The rise of National Socialism catalyzed a mass wave of forced migration of Jews from Nazi Germany and its annexed territories. From the beginning of Hitler’s rule and until the end of the Second World War, it is estimated that more than 400,000 German-speaking Jews fled antisemitic violence in Central Europe in search of safe havens and new homes. This dissertation portrays the process by which this displaced population reconstituted itself as a diaspora. It captures the contours of life in the aftermath of forced migration; the modalities of reorientation adopted by the displaced in their diasporic communities; their efforts to preserve a cultural identity threatened by extinction; and the lived tensions that emerged as a result of these developments. Encapsulating five continents and spanning from 1933 and until the end of the twentieth century, this dissertation approaches displacement as a dynamic field, illuminating the ways in which diasporic communities evolve across time. In its geographic reach, it explores the multifaceted responses of a community bound by shared history to the shock of near-total dispersion and to the cataclysmic rupture of the Holocaust.

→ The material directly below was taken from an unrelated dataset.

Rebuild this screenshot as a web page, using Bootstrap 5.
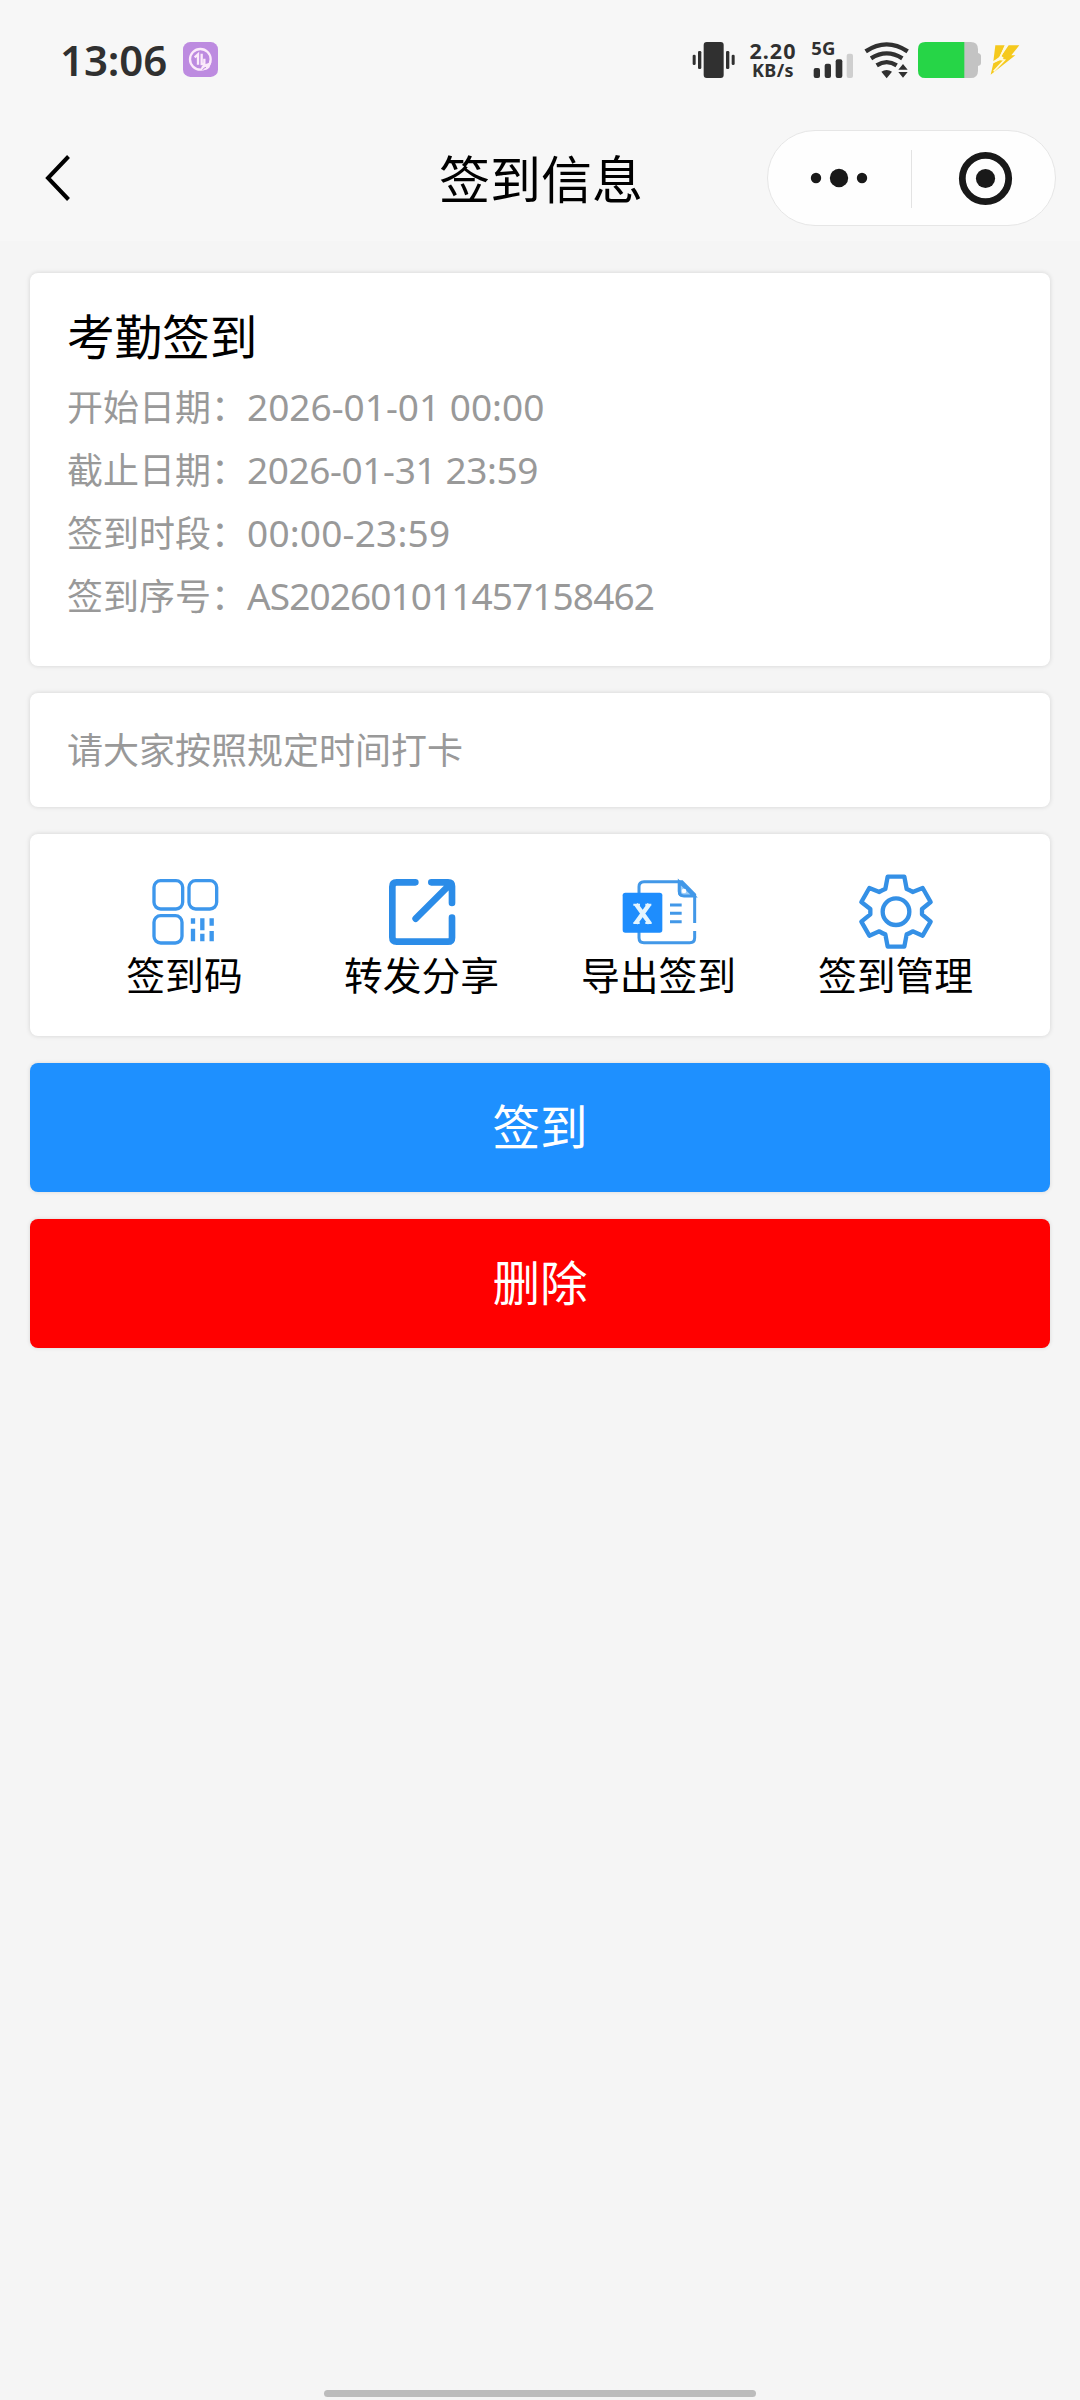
<!DOCTYPE html>
<html lang="zh-CN">
<head>
<meta charset="utf-8">
<meta name="viewport" content="width=device-width, initial-scale=1">
<title>签到信息</title>
<link href="https://cdn.jsdelivr.net/npm/bootstrap@5.3.0/dist/css/bootstrap.min.css" rel="stylesheet">
<style>
  body { background: #f5f5f5; color: #000; font-family: "Noto Sans CJK SC", sans-serif; font-size: 36px; line-height: 1; }
  svg { display: block; flex: none; }
  .screen { height: 2400px; overflow: hidden; }
  .top-area { background: #f7f7f7; height: 241px; }
  .status-row { height: 119px; padding: 0 60px 0 60px; color: #303030; font-family: "Noto Sans", sans-serif; font-weight: 600; }
  .clock { font-size: 42px; letter-spacing: -.1px; }
  .net-speed { width: 50px; margin-right: 13px; text-align: center; white-space: nowrap; }
  .net-num { font-size: 21.5px; line-height: 21px; letter-spacing: 1px; font-weight: 700; }
  .net-unit { font-size: 18px; line-height: 19px; letter-spacing: .4px; font-weight: 700; }
  .title-row { height: 118px; padding: 0 24px 0 45px; }
  .page-title { font-size: 51px; font-weight: 400; line-height: 60px; padding: 0 0 2px 244px; }
  .capsule { width: 289px; height: 96px; background: #fefefe; border: 1px solid #e6e6e6; border-radius: 48px; }
  .content { padding: 32px 30px 0; gap: 27px; }
  .panel { border: 0; border-radius: 8px; box-shadow: 0 0 5px rgba(0,0,0,.14); }
  .info { height: 393px; padding: 32px 37px; }
  .info h2 { font-size: 47.6px; font-weight: 400; line-height: 60px; margin: 0 0 9px; color: #000; }
  .info-line { height: 63px; color: #999; white-space: nowrap; }
  .info-line span { line-height: 50px; }
  .info-line .lab { padding-bottom: 2px; }
  .info-line .val { font-family: "Noto Sans", sans-serif; font-size: 37px; padding-top: 2px; }
  .val-range { letter-spacing: .2px; }
  .val-end { letter-spacing: -.4px; }
  .val-id { letter-spacing: -.9px; }
  .notice { height: 114px; padding: 0 37px 5px; color: #999; }
  .tools { height: 202px; padding: 37px 36px 0; }
  .tool { font-size: 38.8px; }
  .tool-label { line-height: 46px; margin-top: -1px; white-space: nowrap; }
  .action { height: 129px; border: 0; border-radius: 8px; font-size: 47.6px; line-height: 1; color: #fff; box-shadow: 0 0 4px rgba(0,0,0,.12); padding: 0 0 6px; }
  .action-sign, .action-sign:hover { background: #1e90ff; color: #fff; }
  .action-del, .action-del:hover { background: #f00; color: #fff; }
  .home-bar { width: 432px; height: 7px; border-radius: 4px; background: #bcbcbc; margin-bottom: 3px; }
</style>
</head>
<body>
<div class="screen d-flex flex-column">
  <header class="top-area">
    <div class="status-row d-flex align-items-center justify-content-between">
      <div class="d-flex align-items-center">
        <span class="clock">13:06</span>
        <svg class="ms-3" width="35" height="35" viewBox="0 0 105 105">
          <rect width="105" height="105" rx="22" fill="#bd8be0"/>
          <circle cx="52" cy="52" r="31" fill="none" stroke="#fbeafa" stroke-width="7"/>
          <path d="M35 46l10-9v31M56 35v31h8V50" fill="none" stroke="#fbeafa" stroke-width="7"/>
          <path d="M54 80q2-12 14-14l17-5-6 16q-10 10-20 6z" fill="#fbeafa"/>
          <path d="M58 85q3-8 11-9" fill="none" stroke="#bd8be0" stroke-width="3"/>
        </svg>
      </div>
      <div class="d-flex align-items-center">
        <!-- vibrate -->
        <svg width="44" height="40" viewBox="40 60 132 120" fill="#303030" style="margin-right:12px">
          <rect x="75" y="66" width="60" height="108" rx="9"/><rect x="42" y="104" width="9" height="31" rx="4"/><rect x="58" y="93" width="10" height="54" rx="4"/><rect x="142" y="93" width="10" height="54" rx="4"/><rect x="159" y="104" width="9" height="31" rx="4"/>
        </svg>
        <div class="net-speed"><div class="net-num">2.20</div><div class="net-unit">KB/s</div></div>
        <!-- signal -->
        <svg width="44" height="56" viewBox="394 36 132 168" fill="#303030" style="margin-right:9px">
          <text x="395" y="106" font-size="54" font-weight="700" textLength="72" lengthAdjust="spacingAndGlyphs">5G</text>
          <rect x="402" y="144" width="19" height="30" rx="6"/><rect x="435" y="131" width="19" height="43" rx="6"/><rect x="468" y="118" width="20" height="56" rx="6"/><rect x="501" y="101" width="19" height="73" rx="6" fill="#cfcfcf"/>
        </svg>
        <!-- wifi -->
        <svg width="45" height="40" viewBox="552 60 135 120" fill="none" stroke="#303030" stroke-width="13" style="margin-right:9px">
          <path d="M557 94Q620 52 683 94M573 115Q620 85 667 115M590 136Q620 117 650 136"/>
          <path d="M604 155q16-10 32 0l-16 20zM655 149l14-17 14 17zM655 156l14 17 14-17z" fill="#303030" stroke="none"/>
        </svg>
        <!-- battery -->
        <svg width="64" height="40" viewBox="714 60 192 120" style="margin-right:8px">
          <path d="M850 66h22q22 0 22 22v11q9 2 9 10v20q0 7-9 9v14q0 22-22 22h-22z" fill="#c3c3c3"/>
          <path d="M853 66H736q-22 0-22 22v64q0 22 22 22h117z" fill="#26d547"/>
        </svg>
        <!-- charging bolt -->
        <svg width="30" height="40" viewBox="930 60 90 120">
          <path d="M946 76h28l-15 34-19 14z" fill="#f5c91d"/>
          <path d="M986 76h32l-24 30h12l-74 58 8-34 32-16-8-6z" fill="#f5c91d"/>
          <path d="M977 78l-20 40 16 2-32 34M940 126l28-12" fill="none" stroke="#fffadb" stroke-width="5"/>
        </svg>
      </div>
    </div>
    <div class="title-row d-flex align-items-center">
      <svg width="26" height="48" viewBox="0 0 26 48"><path d="M23.500 2.500L3 24l20.500 21.500" fill="none" stroke="#000" stroke-width="4"/></svg>
      <h1 class="page-title flex-fill text-center mb-0">签到信息</h1>
      <svg class="capsule" viewBox="768 131 287 94">
        <g fill="#191919"><circle cx="816" cy="178" r="5.200"/><circle cx="839" cy="178" r="9.200"/><circle cx="862" cy="178" r="5.200"/><circle cx="985.500" cy="178.500" r="9.600"/></g>
        <circle cx="985.500" cy="178.500" r="23.200" fill="none" stroke="#191919" stroke-width="6.800"/>
        <path d="M911.500 150v58" stroke="#e3e3e3"/>
      </svg>
    </div>
  </header>

  <main class="content d-flex flex-column">
    <section class="card panel info">
      <h2>考勤签到</h2>
      <div class="info-line d-flex align-items-center"><span class="lab">开始日期：</span><span class="val">2026-01-01 00:00</span></div>
      <div class="info-line d-flex align-items-center"><span class="lab">截止日期：</span><span class="val val-end">2026-01-31 23:59</span></div>
      <div class="info-line d-flex align-items-center"><span class="lab">签到时段：</span><span class="val val-range">00:00-23:59</span></div>
      <div class="info-line d-flex align-items-center"><span class="lab">签到序号：</span><span class="val val-id">AS202601011457158462</span></div>
    </section>
    <section class="card panel notice justify-content-center"><div>请大家按照规定时间打卡</div></section>
    <section class="card panel tools">
      <div class="row g-0">
        <div class="col tool d-flex flex-column align-items-center">
          <svg width="80" height="80" viewBox="135 61 240 240" fill="none" stroke="#3d97ec" stroke-width="10">
            <rect x="162" y="90" width="86" height="85" rx="20"/><rect x="267" y="90" width="83" height="85" rx="20"/><rect x="162" y="195" width="84" height="82" rx="20"/>
            <path d="M279 203v16M279 234v38M307 203v36M307 249v23M335 203v22M335 241v31" stroke-width="13"/>
          </svg>
          <div class="tool-label">签到码</div>
        </div>
        <div class="col tool d-flex flex-column align-items-center">
          <svg width="80" height="80" viewBox="846 63 240 240" fill="none" stroke="#2b8ce8" stroke-width="20" stroke-linecap="round" stroke-linejoin="round">
            <path d="M946 97H890q-13 0-13 13v152q0 13 13 13h154q12 0 12-12V203M994 97h50q12 0 12 12v50M1050 103L947 206"/>
          </svg>
          <div class="tool-label">转发分享</div>
        </div>
        <div class="col tool d-flex flex-column align-items-center">
          <svg width="80" height="80" viewBox="203 63 240 240" fill="none" stroke="#4298e8" stroke-width="9">
            <path d="M263 130v-20q0-15 15-15h114l38 39v85M263 246v17q0 15 15 15h137q15 0 15-15v-20M384 97v28q0 11 11 11h34"/>
            <path d="M384 96l44 42h-30q-14 0-14-14z" fill="#9ccdf8"/><circle cx="398" cy="123" r="7" fill="#fff" stroke="none"/>
            <path d="M356 165h35M356 190h35M356 215h35"/>
            <rect x="214" y="128" width="119" height="120" rx="8" fill="#1e8dfd" stroke="none"/>
            <path d="M254 163l41 57M294 163l-41 57" stroke="#e3f5ff" stroke-width="13"/>
            <path d="M246 164h20M282 164h18M246 219h19M282 219h19" stroke="#e3f5ff" stroke-width="6"/>
          </svg>
          <div class="tool-label">导出签到</div>
        </div>
        <div class="col tool d-flex flex-column align-items-center">
          <svg width="80" height="80" viewBox="904 64 240 240" fill="none" stroke="#3490e6" stroke-width="13" stroke-linejoin="round">
            <path d="M999 81h50l7 37q9 3 18 9l30-12 24 42-26 21v16l26 22-24 42-30-13q-9 6-18 9l-7 37h-50l-7-37q-9-3-18-9l-30 13-24-42 27-22v-16l-27-21 24-42 30 12q9-6 18-9z"/>
            <circle cx="1024" cy="186" r="40"/>
          </svg>
          <div class="tool-label">签到管理</div>
        </div>
      </div>
    </section>
    <button type="button" class="btn action action-sign w-100">签到</button>
    <button type="button" class="btn action action-del w-100">删除</button>
  </main>
  <div class="home-bar mt-auto mx-auto"></div>
</div>
<script src="https://cdn.jsdelivr.net/npm/bootstrap@5.3.0/dist/js/bootstrap.bundle.min.js"></script>
</body>
</html>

Three key analytical threads are woven together throughout the five chapters that comprise the dissertation. The first approaches displacement as a lived experience. By focusing on spheres and aspects of everyday life – from relationships between parents and children, through visits to the doctor, to sharing jokes and laughs – this study uncovers multidimensional manifestations of displacement. As a result, the dissertation proposes to understand displacement as a condition that permeates across life spheres and extends well beyond the immediate events of forced removal. The second thread explores displaced German-speaking Jewry as a diasporic community that had no center to which they could look back towards. Forced migration and genocidal persecution created unique circumstances wherein far more German-speaking Jews were living outside of Europe than in it. Decades after National Socialism, German-speaking Jewry remained in its essence a diaspora, and unlike the majority of dispersed populations, this diaspora had no existing space to yearn for as a home. Displacement and dispersion were, I argue, the defining characteristics of German-speaking Jewry during this time period. Building on this last point, the third thread of the dissertation illuminates the coherence of the German-Jewish diaspora. While diasporas by nature operate as complex and variegated networks, they are also built around a set of ideas that bind their constituents together – a shared history, culture and values that become amplified in the process of diasporic formation. In the case explored here, this coherence was borne out of the pressures of balancing Jewishness and Germaness in light of and in the aftermath of the Holocaust. The fervor of anti-Jewish violence had made it impossible for the vast majority of German-speaking Jews to return to their previous homelands. Isolated and banished, the displaced nevertheless resisted denouncing their affinity with German culture, language and history. Although they had been forcibly removed from a geographic landscape, they remained embedded in a mental one that continued to play a crucial role in shaping their post-migration, still-displaced lives. The tension between German-speaking Jews’ continued attachment to their lost homes and the irreparable sense of grief and betrayal that was unleashed in these places echoes throughout the dissertation, as it resonated across the German-Jewish diaspora.